Vermont native Willie Duggan comes west by stage coach. When he arrives in Silver Creek, broke but proud, he is befriended by the “captain”. Then he is brutally beaten for talking to dance hall hostess Carole Ridgeway. The thrashing, however, is terminated by Johnny Liam, who shoots and kills Duggan's assailant. Duggan finds work with a transport company, delivering the miners' payroll. When Duggan and his assistant Luther are ambushed, Duggan kills the robber.
After discovering that rewards are given for such work, Duggan and Luther become bounty hunters. Although they capture outlaw Mike Clayman, his henchmen follow the pair, killing Luther and wounding Duggan.
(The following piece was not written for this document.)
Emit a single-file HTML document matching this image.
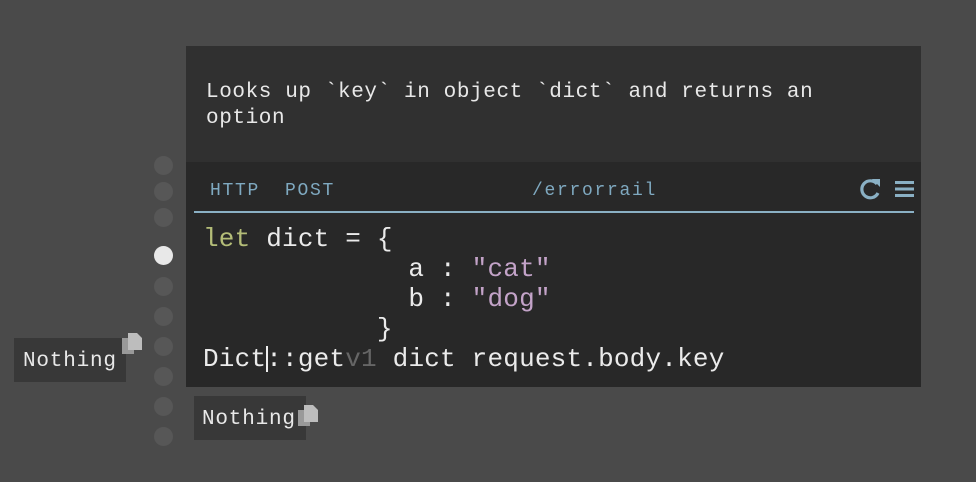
<!DOCTYPE html>
<html><head><meta charset="utf-8"><style>
*{margin:0;padding:0;box-sizing:border-box}
body{width:976px;height:482px;background:#4a4a4a;position:relative;overflow:hidden;font-family:"Liberation Mono",monospace;}
.abs{position:absolute;white-space:pre}
.doc{left:186px;top:46px;width:735px;height:116px;background:#303030}
.code{left:186px;top:162px;width:735px;height:225px;background:#282828}
.dot{position:absolute;left:154px;width:19px;height:19px;border-radius:50%;background:#575757}
.nt{background:#383838;color:#e8e8e8;font-size:21px;letter-spacing:0.8px;padding:0}
.c{font-size:26px;letter-spacing:0.2px;color:#ebebeb}
</style></head><body>
<div class="abs doc"></div>
<div class="abs code"></div>
<div class="abs" style="left:206px;top:80px;font-size:21px;letter-spacing:0.6px;color:#e8e8e8;line-height:26px">Looks up `key` in object `dict` and returns an
option</div>
<div class="abs" style="left:210px;top:181px;font-size:18px;letter-spacing:1.7px;color:#7fa9c0">HTTP  POST</div>
<div class="abs" style="left:532px;top:181px;font-size:18px;letter-spacing:1.7px;color:#7fa9c0">/errorrail</div>
<div class="abs" style="left:194px;top:211px;width:720px;height:2px;background:#8ab0c4"></div>
<svg class="abs" style="left:858px;top:176px" width="58" height="26" viewBox="0 0 58 26">
<path d="M19 8 A8.5 8.5 0 1 0 20 17" fill="none" stroke="#8ab0c4" stroke-width="3.2"/>
<path d="M14 3 L22 3 L22 11 Z" fill="#8ab0c4"/>
<rect x="37" y="5" width="19" height="3" fill="#8ab0c4"/>
<rect x="37" y="11.5" width="19" height="3" fill="#8ab0c4"/>
<rect x="37" y="18" width="19" height="3" fill="#8ab0c4"/>
</svg>
<div class="abs c" style="left:203px;top:224px;line-height:30px"><span style="color:#b4bd78">let</span> dict = {
             a : <span style="color:#c3a3c8">"cat"</span>
             b : <span style="color:#c3a3c8">"dog"</span>
           }
Dict::get<span style="color:#666">v1</span> dict request.body.key</div>
<div class="abs" style="left:266px;top:346px;width:2px;height:26px;background:#eee"></div>
<div class="dot" style="top:156px"></div><div class="dot" style="top:182px"></div><div class="dot" style="top:208px"></div>
<div class="dot" style="top:246px;background:#e8e8e8"></div>
<div class="dot" style="top:277px"></div><div class="dot" style="top:307px"></div><div class="dot" style="top:337px"></div><div class="dot" style="top:367px"></div><div class="dot" style="top:397px"></div><div class="dot" style="top:427px"></div>
<div class="abs nt" style="left:14px;top:338px;width:112px;height:44px;line-height:48px;padding-left:9px">Nothing</div>
<div class="abs nt" style="left:194px;top:396px;width:112px;height:44px;line-height:48px;padding-left:8px">Nothing</div>
<svg class="abs" style="left:122px;top:332px" width="22" height="24" viewBox="0 0 22 24"><rect x="0" y="6" width="12" height="16" fill="#999"/><path d="M6 1 H15 L20 6 V18 H6 Z" fill="#bdbdbd"/></svg>
<svg class="abs" style="left:298px;top:404px" width="22" height="24" viewBox="0 0 22 24"><rect x="0" y="6" width="12" height="16" fill="#999"/><path d="M6 1 H15 L20 6 V18 H6 Z" fill="#bdbdbd"/></svg>
</body></html>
The unconscious victim is found by rancher Ridgeway, whose daughter Carole restores the gunman to health. Despite his love for Carole, Duggan resolves to avenge his partner's death, cuts a double-barrel shotgun down to pistol length, and launches a one-man campaign to exterminate outlaws, Johnny Liam's younger brother among them. and later, Liam himself.
In his zeal, Duggan finally kills an innocent man, becoming a criminal in his own right. While eloping with Carole, Duggan himself is slain from ambush by a bounty hunter.
Clarence Linden "Buster" Crabbe II was an American two-time Olympic swimmer and film and television actor. He won the 1932 Olympic gold medal for 400-meter freestyle swimming event, which launched his career on the silver screen and later television. He starred in a variety of popular feature films and movie serials released between 1933 and the 1950s, portraying the top three syndicated comic-strip heroes of the 1930s: Tarzan, Flash Gordon, and Buck Rogers.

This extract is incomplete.